When we consider that these bee priestesses were affiliated to Demeter, it’s interesting to consider that she was the Greek goddess of the harvest and of grains. As such, she is associated with nourishment and nurture. Melissa essential oil also has wonderful effects on digestion, calming heartburn and indigestion and easing constipation. That said, there are cheaper and more effective oils such as cardamom and coriander essential oils that could do the same job for half the price.
Melissa essential oil has a mildly hypoallergenic effect, which is particularly helpful against hayfever when blended with Roman Chamomile essential oil.
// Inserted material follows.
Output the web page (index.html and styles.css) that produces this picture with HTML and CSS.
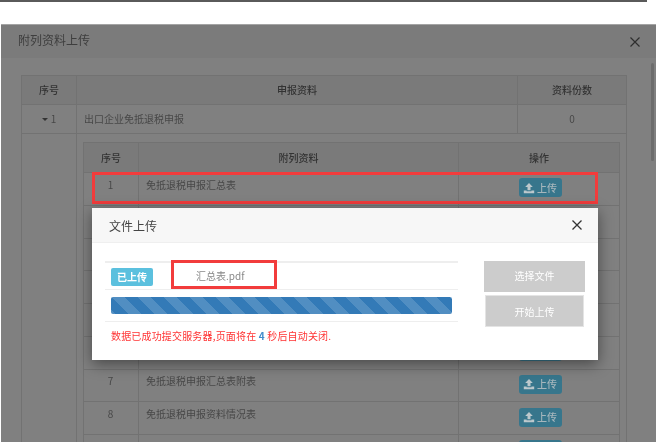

Paracelsus And His Elixir Of Life
In the 16th century, Paracelsus wrote extensively about an alchemical spagyric he had made from Melissa leaves, which he called the Elixir of Life. Reputed to restore all good natures and even lost youth, the Primumens Melissae has been replicated many, many times throughout history with some remarkable effects.
One such tale was reported by the physician of Louis XVIII who reported that he knew a friend who had wanted to experiment with his primum and so had tried it on his rooster. The bird’s feathers had all fallen out and even its talons, and then had grown back much fuller and stronger.
Impressed, he had then secretly given it to an old servant. The crone's hair and nails had both fallen out, and then had been restored to their former glory, and indeed years after she had stopped menstruating, she began to bleed again. The woman, terrified when she had found that she was taking medicine, refused to take any more, so the experiment was done.
The plant of the womb shamaness, indeed.
Melissa Essential Oil Uses: For Wholesale Purposes
Melissa Essential Oil Benefits For Aromatherapists
Wide-ranging and diverse, from softening skin allergies to making compresses for PMT.
Most important though, is its use as an inhalant, to lift the spirits, calm nervous tension and ease melancholy. Robbi Zeck describes how Melissa essential oil has a softening effect on stuck emotions helping us feel softer and more flexible about life.